Rechtspraak
werkneemster/Stichting Bronovo-Nebo
(Cassatieberoep van AR 2014-0476.) Het ziekenhuis Bronovo heeft een groot aantal medisch-specialistische afdelingen waaronder oogheelkunde (hierna: de polikliniek oogheelkunde). Oogheelkundige zorg wordt verleend op twee locaties, te weten in Den Haag (in het ziekenhuis zelf, hierna: locatie Den Haag) en in het gezondheidscentrum Wassenaar (de nevenlocatie, hierna: locatie Wassenaar). X, geboren in 1953, is sedert 1991 als vrijgevestigd specialist werkzaam geweest in de polikliniek oogheelkunde op de locatie Den Haag, aanvankelijk voor anderhalve dag, later voor twee dagen in de week. Naast X was er sedert 1997 in de vakgroep oogheelkunde op de locatie Den Haag een tweede ‘vrijgevestigde’ oogarts werkzaam, te weten de oogarts A. A was daar voltijds werkzaam. In de loop van de tijd zijn er in de samenwerking tussen X en A dermate serieuze problemen ontstaan, dat de raad van bestuur van Bronovo (hierna: de RvB) aanleiding zag het bureau Intermezzo Management in te schakelen om te rapporteren over de verhoudingen binnen de vakgroep oogheelkunde. Naar aanleiding van de rapportage van genoemd bureau heeft de RvB besloten beide oogartsen ‘uit elkaar te halen’. A bleef op de locatie Den Haag werkzaam en X is door de RvB opgedragen haar werkzaamheden met ingang van 1 september 2008 te verrichten op de locatie Wassenaar, aanvankelijk voor de duur van drie maanden, later tot 1 juli 2009, de datum waarop een door de RvB voorgenomen reorganisatie zou zijn afgerond. X heeft aan de opdracht om (voor enige tijd) op de locatie Wassenaar te gaan werken geen gehoor willen geven, waarna aan X per 1 september 2008 de toegang tot de locatie Den Haag is ontzegd. In het kader van de voorgenomen reorganisatie heeft de RvB B, verbonden aan het LUMC, de opdracht gegeven een plan van aanpak voor de vakgroep oogheelkunde te ontwerpen. In februari 2009 heeft B een conceptplan uitgebracht dat onder meer voorzag in roulatie van de oogartsen over de twee hiervoor aangeduide locaties. Kern van de procedure bij het hof was de vraag of de voorzieningenrechter in zijn vonnis van 16 oktober 2009 op goede grond geoordeeld heeft dat X moest worden toegelaten op de locatie Den Haag (totdat een definitieve oplossing over de roulatie van de oogartsen over de locatie Den Haag en de locatie Wassenaar was bereikt). Het hof oordeelde dat de veroordeling tot toelating van de medisch-specialist te prematuur was. Tegen dit oordeel keert X zich in cassatie met motiveringsklachten.

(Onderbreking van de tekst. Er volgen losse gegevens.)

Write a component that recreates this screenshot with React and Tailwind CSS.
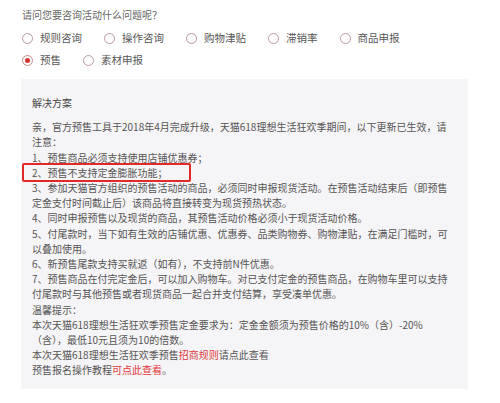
import React, { useState } from "react";

const options = [
  ["规则咨询", "操作咨询", "购物津贴", "滞销率", "商品申报"],
  ["预售", "素材申报"],
];

function Radio({ label, checked, onClick }) {
  return (
    <button type="button" onClick={onClick} className="flex items-center gap-[7px]">
      <span
        className={
          "w-[11px] h-[11px] rounded-full border flex items-center justify-center " +
          (checked ? "border-[#c98a8a]" : "border-[#b99a9c]")
        }
      >
        {checked && <span className="w-[5px] h-[5px] rounded-full bg-[#d8312e]"></span>}
      </span>
      <span className="text-[10.5px] text-[#555]">{label}</span>
    </button>
  );
}

export default function App() {
  const [picked, setPicked] = useState("预售");

  return (
    <div
      className="w-[500px] h-[403px] bg-white overflow-hidden pt-[8px]"
      style={{ fontFamily: '"Noto Sans CJK SC", "Noto Sans", sans-serif' }}
    >
      {/* question + options */}
      <div className="pl-[22px] text-[10px] leading-[14px] text-[#666]">请问您要咨询活动什么问题呢？</div>
      <div className="pl-[22px] mt-[9px] flex flex-col gap-[8px]">
        {options.map((row, i) => (
          <div key={i} className="flex items-center gap-[22px] h-[14px]">
            {row.map((o) => (
              <Radio key={o} label={o} checked={picked === o} onClick={() => setPicked(o)} />
            ))}
          </div>
        ))}
      </div>

      {/* answer box */}
      <div className="ml-[21px] mt-[12px] w-[447px] h-[310px] bg-[#f5f4f6] pl-[11px] pt-[16px] text-[10px] text-[#555] leading-[15.2px] whitespace-nowrap">
        <div className="mb-[9px] text-[#444]">解决方案</div>
        <div>亲，官方预售工具于2018年4月完成升级，天猫618理想生活狂欢季期间，以下更新已生效，请</div>
        <div>注意：</div>
        <div>1、预售商品必须支持使用店铺优惠券；</div>
        <div className="relative">
          2、预售不支持定金膨胀功能；
          <span className="absolute left-[-10px] top-[-2px] w-[169px] h-[19px] border-2 border-[#e02a2a] rounded-[2px]"></span>
        </div>
        <div>3、参加天猫官方组织的预售活动的商品，必须同时申报现货活动。在预售活动结束后（即预售</div>
        <div>定金支付时间截止后）该商品将直接转变为现货预热状态。</div>
        <div>4、同时申报预售以及现货的商品，其预售活动价格必须小于现货活动价格。</div>
        <div>5、付尾款时，当下如有生效的店铺优惠、优惠券、品类购物券、购物津贴，在满足门槛时，可</div>
        <div>以叠加使用。</div>
        <div>6、新预售尾款支持买就返（如有），不支持前N件优惠。</div>
        <div>7、预售商品在付完定金后，可以加入购物车。对已支付定金的预售商品，在购物车里可以支持</div>
        <div>付尾款时与其他预售或者现货商品一起合并支付结算，享受凑单优惠。</div>
        <div>温馨提示：</div>
        <div>本次天猫618理想生活狂欢季预售定金要求为：定金金额须为预售价格的10%（含）-20%</div>
        <div>（含），最低10元且须为10的倍数。</div>
        <div>
          本次天猫618理想生活狂欢季预售<span className="text-[#e0383d]">招商规则</span>请点此查看
        </div>
        <div>
          预售报名操作教程<span className="text-[#e0383d]">可点此查看</span>。
        </div>
      </div>
    </div>
  );
}
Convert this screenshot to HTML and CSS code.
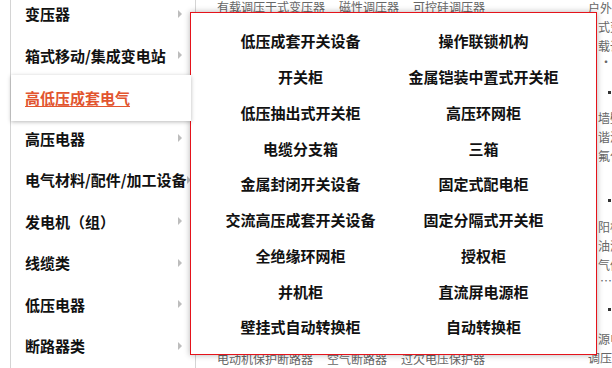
FILE: index.html
```html
<!DOCTYPE html>
<html lang="zh-CN">
<head>
<meta charset="utf-8">
<title>产品分类</title>
<link rel="stylesheet" href="styles.css">
</head>
<body>
<div class="page">
  <ul class="sidebar">
    <li class="cat"><span>变压器</span><i class="arrow"></i></li>
    <li class="cat"><span>箱式移动/集成变电站</span><i class="arrow"></i></li>
    <li class="cat active"><a href="#">高低压成套电气</a></li>
    <li class="cat"><span>高压电器</span><i class="arrow"></i></li>
    <li class="cat"><span>电气材料/配件/加工设备</span><i class="arrow"></i></li>
    <li class="cat"><span>发电机（组）</span><i class="arrow"></i></li>
    <li class="cat"><span>线缆类</span><i class="arrow"></i></li>
    <li class="cat"><span>低压电器</span><i class="arrow"></i></li>
    <li class="cat"><span>断路器类</span><i class="arrow"></i></li>
  </ul>

  <div class="main">
    <div class="links top">
      <span>有载调压干式变压器</span><span>磁性调压器</span><span>可控硅调压器</span>
    </div>
    <div class="bottom">
      <div class="links"><span>电动机保护断路器</span><span>空气断路器</span><span>过欠电压保护器</span></div>
      <div class="links"><span>剩余电流动作断路器</span><span>小型断路器</span><span>真空断路器</span></div>
    </div>
  </div>

  <div class="news">
    <div class="nl">户外箱式</div>
    <div class="nl in">式变压器</div>
    <div class="nl in">载调压器</div>
    <div class="ndot">·</div>
    <div class="bullet b1"></div>
    <div class="nl in g1">墙壁开关</div>
    <div class="nl in">谐波治理</div>
    <div class="nl in">氟化物</div>
    <div class="bullet b2"></div>
    <div class="nl in g2">阳极氧化</div>
    <div class="nl in">油浸式</div>
    <div class="nl in">气体绝缘</div>
    <div class="ndot">…</div>
    <div class="bullet b3"></div>
    <div class="nl in g3">源电流</div>
    <div class="nl">调压器</div>
  </div>

  <div class="panel">
    <div class="grid">
      <a href="#">低压成套开关设备</a><a href="#">操作联锁机构</a>
      <a href="#">开关柜</a><a href="#">金属铠装中置式开关柜</a>
      <a href="#">低压抽出式开关柜</a><a href="#">高压环网柜</a>
      <a href="#">电缆分支箱</a><a href="#">三箱</a>
      <a href="#">金属封闭开关设备</a><a href="#">固定式配电柜</a>
      <a href="#">交流高压成套开关设备</a><a href="#">固定分隔式开关柜</a>
      <a href="#">全绝缘环网柜</a><a href="#">授权柜</a>
      <a href="#">并机柜</a><a href="#">直流屏电源柜</a>
      <a href="#">壁挂式自动转换柜</a><a href="#">自动转换柜</a>
    </div>
  </div>
</div>
</body>
</html>
```

FILE: styles.css
```css
html, body {
  margin: 0;
  padding: 0;
  background: #fff;
  overflow: hidden;
}

body {
  font-family: "Noto Sans CJK SC", "Noto Sans", sans-serif;
}

.page {
  position: relative;
  display: flex;
  align-items: flex-start;
  width: 612px;
  height: 368px;
  padding-left: 10px;
  box-sizing: border-box;
  overflow: hidden;
}

.sidebar {
  flex: none;
  list-style: none;
  margin: -7px 0 0 0;
  padding: 0 0 20px 0;
  width: 184px;
  border-left: 1px solid #d4d4d4;
  border-right: 1px solid #d4d4d4;
}

.cat {
  display: flex;
  align-items: center;
  justify-content: space-between;
  height: 41.5px;
  padding: 0 13px 0 14px;
  font-size: 15px;
  font-weight: 700;
  color: #111;
  white-space: nowrap;
}

.arrow {
  flex: none;
  width: 0;
  height: 0;
  border-left: 4px solid #bdbdbd;
  border-top: 4px solid transparent;
  border-bottom: 4px solid transparent;
}

.cat.active {
  position: relative;
  z-index: 3;
  height: 46px;
  margin: -1.5px 4px -3px 0;
  background: #fff;
  box-shadow: 0 1px 4px rgba(0, 0, 0, 0.28);
}

.cat.active a {
  color: #e2552f;
  text-decoration: underline;
  text-underline-offset: 2px;
}

.main {
  flex: none;
  width: 392px;
  height: 390px;
  padding-left: 21px;
  box-sizing: border-box;
  display: flex;
  flex-direction: column;
  justify-content: space-between;
  font-size: 12px;
  color: #666;
}

.links {
  display: flex;
  gap: 14px;
  line-height: 16px;
  white-space: nowrap;
}

.links.top {
  margin-top: -1px;
}

.bottom {
  padding-bottom: 7px;
}

.news {
  flex: none;
  width: 60px;
  margin-top: -2.5px;
  font-size: 12px;
  color: #666;
  white-space: nowrap;
}

.nl {
  height: 19px;
  line-height: 19px;
}

.nl.in {
  padding-left: 10px;
}

.ndot {
  height: 14px;
  line-height: 14px;
  padding-left: 12px;
  overflow: hidden;
}

.bullet {
  width: 3px;
  height: 3px;
  margin-left: 20px;
  background: #333;
}

.b1 { margin-top: 22px; }
.b2 { margin-top: 34.5px; }
.b3 { margin-top: 20.5px; }
.g1 { margin-top: 14px; }
.g2 { margin-top: 14.5px; }
.g3 { margin-top: 17.5px; }

.panel {
  position: absolute;
  z-index: 2;
  left: 190px;
  top: 12px;
  width: 407px;
  height: 343px;
  box-sizing: border-box;
  border: 1px solid #e5131b;
  background: #fff;
  box-shadow: 0 0 6px rgba(0, 0, 0, 0.3);
}

.grid {
  display: grid;
  grid-template-columns: 183px 183px;
  grid-auto-rows: 35.75px;
  padding: 10px 0 0 18px;
}

.grid a {
  display: flex;
  align-items: center;
  justify-content: center;
  font-size: 15px;
  font-weight: 700;
  color: #111;
  text-decoration: none;
  white-space: nowrap;
}
```
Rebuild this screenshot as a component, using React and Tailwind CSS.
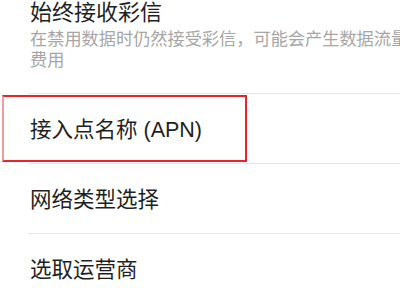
import React from "react";

// Simple settings row
const Row = ({ label, divider = true }) => (
  <div>
    <div className="h-[69px] pl-[30px] pt-[22px]">
      <span className="text-[21.5px] leading-[28px] text-[#1f1f1f]">{label}</span>
    </div>
    {divider && <div className="ml-[28px] h-px bg-[#e6e6e6]"></div>}
  </div>
);

const App = () => {
  return (
    <div
      className="relative w-[400px] h-[300px] overflow-hidden bg-white"
      style={{ fontFamily: '"Liberation Sans", "Noto Sans CJK SC", sans-serif' }}
    >
      <div className="h-[93px] pl-[30px]">
        <div className="text-[22px] leading-[26px] text-[#1f1f1f] whitespace-nowrap">始终接收彩信</div>
        <div className="mt-[3px] w-[395px] text-[17.2px] leading-[21px] text-[#a6a6a6]">
          在禁用数据时仍然接受彩信，可能会产生数据流量费用
        </div>
      </div>
      <div className="ml-[28px] h-px bg-[#e6e6e6]"></div>
      <Row label="接入点名称 (APN)" />
      <Row label="网络类型选择" />
      <Row label="选取运营商" divider={false} />

      {/* red annotation box */}
      <div className="absolute left-[2px] top-[95px] w-[245px] h-[67px] border-[2px] border-[#e8232b] border-l-[#f39a9d]"></div>
    </div>
  );
};

export default App;
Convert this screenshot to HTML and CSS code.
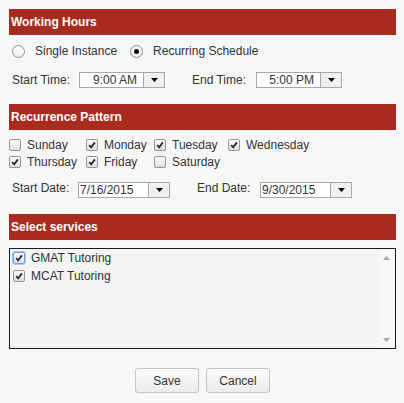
FILE: index.html
```html
<!DOCTYPE html>
<html>
<head>
<meta charset="utf-8">
<title>Schedule</title>
<link rel="stylesheet" href="styles.css">
</head>
<body>
<div class="page">
  <div class="section-head">Working Hours</div>
  <div class="radio-row">
    <label class="opt"><span class="radio"></span><span>Single Instance</span></label>
    <label class="opt"><span class="radio on"></span><span>Recurring Schedule</span></label>
  </div>
  <div class="field-row time-row">
    <span class="lbl lbl-start-time">Start Time:</span>
    <span class="combo time"><span class="val">9:00 AM</span><span class="btn"><svg width="7" height="4" viewBox="0 0 7 4"><polygon points="0,0 7,0 3.5,4" fill="#000"/></svg></span></span>
    <span class="lbl lbl-end-time">End Time:</span>
    <span class="combo time"><span class="val">5:00 PM</span><span class="btn"><svg width="7" height="4" viewBox="0 0 7 4"><polygon points="0,0 7,0 3.5,4" fill="#000"/></svg></span></span>
  </div>

  <div class="section-head sh2">Recurrence Pattern</div>
  <div class="days">
    <label class="day"><span class="cb"></span>Sunday</label>
    <label class="day"><span class="cb"><svg viewBox="0 0 10 10"><path d="M2.2 5.2 L4.2 7.3 L7.9 2.4" /></svg></span>Monday</label>
    <label class="day"><span class="cb"><svg viewBox="0 0 10 10"><path d="M2.2 5.2 L4.2 7.3 L7.9 2.4" /></svg></span>Tuesday</label>
    <label class="day"><span class="cb"><svg viewBox="0 0 10 10"><path d="M2.2 5.2 L4.2 7.3 L7.9 2.4" /></svg></span>Wednesday</label>
    <label class="day"><span class="cb"><svg viewBox="0 0 10 10"><path d="M2.2 5.2 L4.2 7.3 L7.9 2.4" /></svg></span>Thursday</label>
    <label class="day"><span class="cb"><svg viewBox="0 0 10 10"><path d="M2.2 5.2 L4.2 7.3 L7.9 2.4" /></svg></span>Friday</label>
    <label class="day"><span class="cb"></span>Saturday</label>
  </div>
  <div class="field-row date-row">
    <span class="lbl lbl-start-date">Start Date:</span>
    <span class="combo date"><span class="val">7/16/2015</span><span class="btn"><svg width="7" height="4" viewBox="0 0 7 4"><polygon points="0,0 7,0 3.5,4" fill="#000"/></svg></span></span>
    <span class="lbl lbl-end-date">End Date:</span>
    <span class="combo date"><span class="val">9/30/2015</span><span class="btn"><svg width="7" height="4" viewBox="0 0 7 4"><polygon points="0,0 7,0 3.5,4" fill="#000"/></svg></span></span>
  </div>

  <div class="section-head sh3">Select services</div>
  <div class="services">
    <div class="svc-list">
      <label class="svc"><span class="cb focus"><svg viewBox="0 0 10 10"><path d="M2.2 5.2 L4.2 7.3 L7.9 2.4" /></svg></span>GMAT Tutoring</label>
      <label class="svc"><span class="cb"><svg viewBox="0 0 10 10"><path d="M2.2 5.2 L4.2 7.3 L7.9 2.4" /></svg></span>MCAT Tutoring</label>
    </div>
    <div class="scrollbar">
      <svg width="7" height="4" viewBox="0 0 7 4"><polygon points="0,4 7,4 3.5,0" fill="#a6a6a6"/></svg>
      <svg width="7" height="4" viewBox="0 0 7 4"><polygon points="0,0 7,0 3.5,4" fill="#a6a6a6"/></svg>
    </div>
  </div>

  <div class="actions">
    <button class="btn-action">Save</button>
    <button class="btn-action">Cancel</button>
  </div>
</div>
</body>
</html>
```

FILE: styles.css
```css
* { box-sizing: border-box; }
html, body { margin: 0; background: #f7f7f7; }
body {
  font-family: "Liberation Sans", Arial, sans-serif;
  font-size: 12px;
  color: #333;
}
.page { padding: 9px 8px 0 9px; }

.section-head {
  height: 26px;
  line-height: 26px;
  background: #a92b20;
  color: #fff;
  font-weight: bold;
  padding-left: 2px;
}
.sh2 { margin-top: 16px; }
.sh3 { margin-top: 16px; }

/* radios */
.radio-row {
  display: flex;
  align-items: center;
  height: 16px;
  margin-top: 8px;
  padding-left: 3px;
}
.opt { display: flex; align-items: center; }
.opt + .opt { margin-left: 13px; }
.radio {
  width: 13px;
  height: 13px;
  border: 1px solid #8e8e8e;
  border-radius: 50%;
  background: linear-gradient(#ffffff, #ececec);
  margin-right: 10px;
  display: flex;
  align-items: center;
  justify-content: center;
}
.radio.on::after {
  content: "";
  width: 5px;
  height: 5px;
  border-radius: 50%;
  background: #111;
}

/* field rows */
.field-row { display: flex; padding-left: 3px; }
.time-row { margin-top: 13px; align-items: center; height: 16px; }
.date-row { margin-top: 12px; align-items: flex-start; }
.date-row .lbl { line-height: 12px; }
.lbl-start-time { width: 67px; }
.lbl-end-time { width: 64px; margin-left: 27px; }
.lbl-start-date { width: 66px; }
.lbl-end-date { width: 63px; margin-left: 27px; }

.combo {
  display: flex;
  height: 16px;
  border: 1px solid #a8a8a8;
  background: #fff;
}
.combo.time { width: 86px; }
.combo.date { width: 92px; }
.combo .val {
  flex: 1;
  line-height: 14px;
  white-space: nowrap;
}
.combo.time .val { text-align: right; padding-right: 6px; }
.combo.date .val { text-align: left; padding-left: 1px; }
.combo .btn {
  width: 21px;
  border-left: 1px solid #a8a8a8;
  background: #f0f0f0;
  display: flex;
  align-items: center;
  justify-content: center;
  padding-left: 1px;
}

/* checkboxes */
.days {
  display: grid;
  grid-template-columns: 77px 68px 74px auto;
  margin-top: 6px;
}
.day { display: flex; align-items: center; height: 17px; }
.cb {
  width: 12px;
  height: 12px;
  flex: none;
  border: 1px solid #959595;
  border-radius: 2px;
  background: linear-gradient(#fdfdfd, #dedede);
  margin-right: 6px;
  display: flex;
}
.cb svg { width: 10px; height: 10px; }
.cb path { fill: none; stroke: #2e2e2e; stroke-width: 1.9; }
.cb.focus { border-color: #6f9fdc; box-shadow: 0 0 0 1px #a9c8ef; }

/* services */
.services {
  display: flex;
  height: 101px;
  margin-top: 8px;
  border: 1px solid #1d1d1d;
  background: #f4f4f4;
}
.svc-list { flex: 1; padding-left: 3px; }
.svc { display: flex; align-items: center; height: 18px; }
.scrollbar {
  width: 17px;
  display: flex;
  flex-direction: column;
  justify-content: space-between;
  align-items: center;
  padding: 7px 0 6px;
  background: #f7f7f7;
}

/* buttons */
.actions {
  display: flex;
  justify-content: center;
  gap: 7px;
  margin-top: 19px;
}
.btn-action {
  width: 64px;
  height: 25px;
  border: 1px solid #c4c4c4;
  border-radius: 3px;
  background: linear-gradient(#fbfbfb, #ebebeb);
  font-family: "Liberation Sans", Arial, sans-serif;
  font-size: 12px;
  color: #333;
  padding: 0;
}
```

De A-G concludeert als volgt. Het hof heeft niet overwogen dat de gevorderde voorziening uitsluitend kan worden toegewezen bij een patstelling. In de redenering van het hof was het te vroeg voor een voorlopige voorziening als gevorderd (‘prematuur’). Dát oordeel is gemotiveerd met het argument dat er nog geen patstelling was en daarnaast met het argument dat toewijzing een te forse inbreuk zou zijn op het werk van prof. Luyten (de persoon die was aangetrokken om orde op zaken te stellen) en de precaire verhoudingen binnen de vakgroep. Voorts acht de A-G de afweging van het hof tussen enerzijds de belangen van X en de succesvolle afronding van de werkzaamheden van prof. Luyten niet onjuist en voldoende gemotiveerd.
De Hoge Raad oordeelt als volgt. De Hoge Raad is van oordeel dat de aangevoerde klachten geen behandeling in cassatie rechtvaardigen omdat de partij die het cassatieberoep heeft ingesteld klaarblijkelijk onvoldoende belang heeft bij het cassatieberoep dan wel omdat de klachten klaarblijkelijk niet tot cassatie kunnen leiden. Volgt niet-ontvankelijkheid ex artikel 80a Wet RO.